La Rochelle’s annual cavalcade is fun for all the family. The weekend-long procession sees decorated floats and marching brass bands parade through the city.
End May-Mid Jun
Les Epicuriales takes place in Bordeaux where the Avenue de Tourny transforms into an open-air restaurant featuring bespoke menus created by Michelin star chefs paired with great wines.
What’s on in June
The Festival de la Voix is an annual music festival in Moissac. As well as polyphonic singing and opera, you can catch a cabaret, play or poetry reading.
Bordeaux’s annual wine festival lasts four days, filling the city centre with wine tastings, concerts and spectacular light shows and fireworks.
What’s on in July
The annual Marmande Tomato Festival, 60km northwest of Agen is a two-day homage to the famous “Apple of Love” involving chefs and live music.

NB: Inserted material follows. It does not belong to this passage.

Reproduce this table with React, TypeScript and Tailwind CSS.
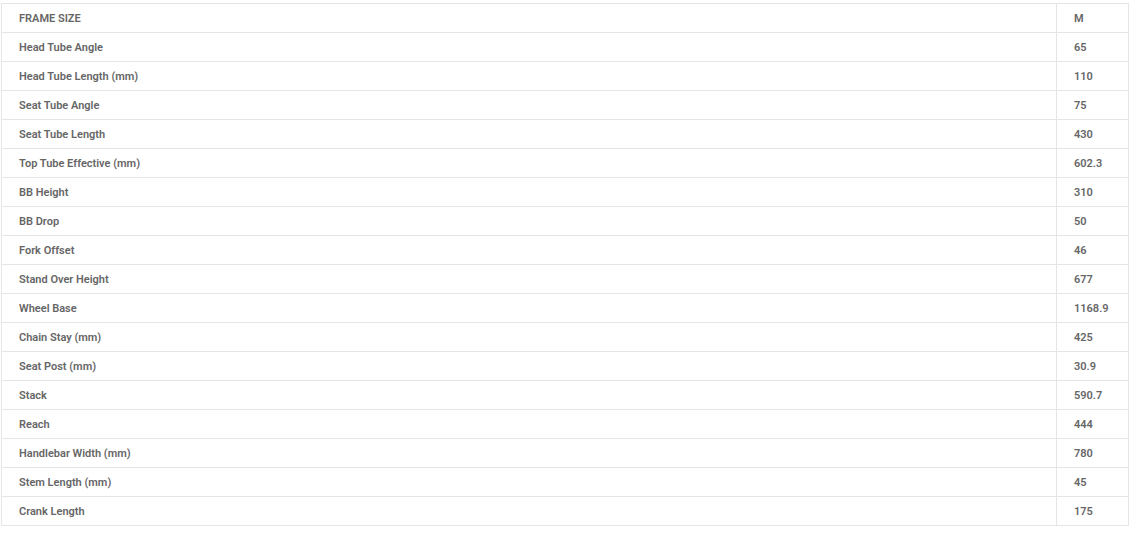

Red Bull Cliff Diving at La Rochelle is a must-see with divers jumping from the Saint Nicholas Tower in the Vieux Port of the city, a drop of 26m.
Un Violin sur le Sable, also known as Fiddler on the Sand, is a free open-air concert held on Royan beach. For three nights, 80 classical musicians take to the stage under the stars.
What’s on in August
Throughout the month, The Renaissance of the Organ Association hosts many free pipe-organ concerts at Saint André Cathedral, Bordeaux. For dates, visit renaissance-orgue.fr.
L’Assiette de Cyrano in Bergerac is a gastronomic festival held over three days, celebrating great food and wine with the chance to sample the very best produce from the region.
The Grand Pruneau Show in Agen is a three-day celebration of the humble prune, including sporting events, the delights of the producers’ market and live music.
What’s on in September
The Autumn procession of The Jurade (Wine Brotherhood) in Bordeaux’s Saint-Emilion is a spectacle of traditional crimson robes, a torchlight procession through the medieval city and fireworks.
The Jurade celebrates its Ban des Vendanges – the new grape harvest – marked by the traditional release of balloons.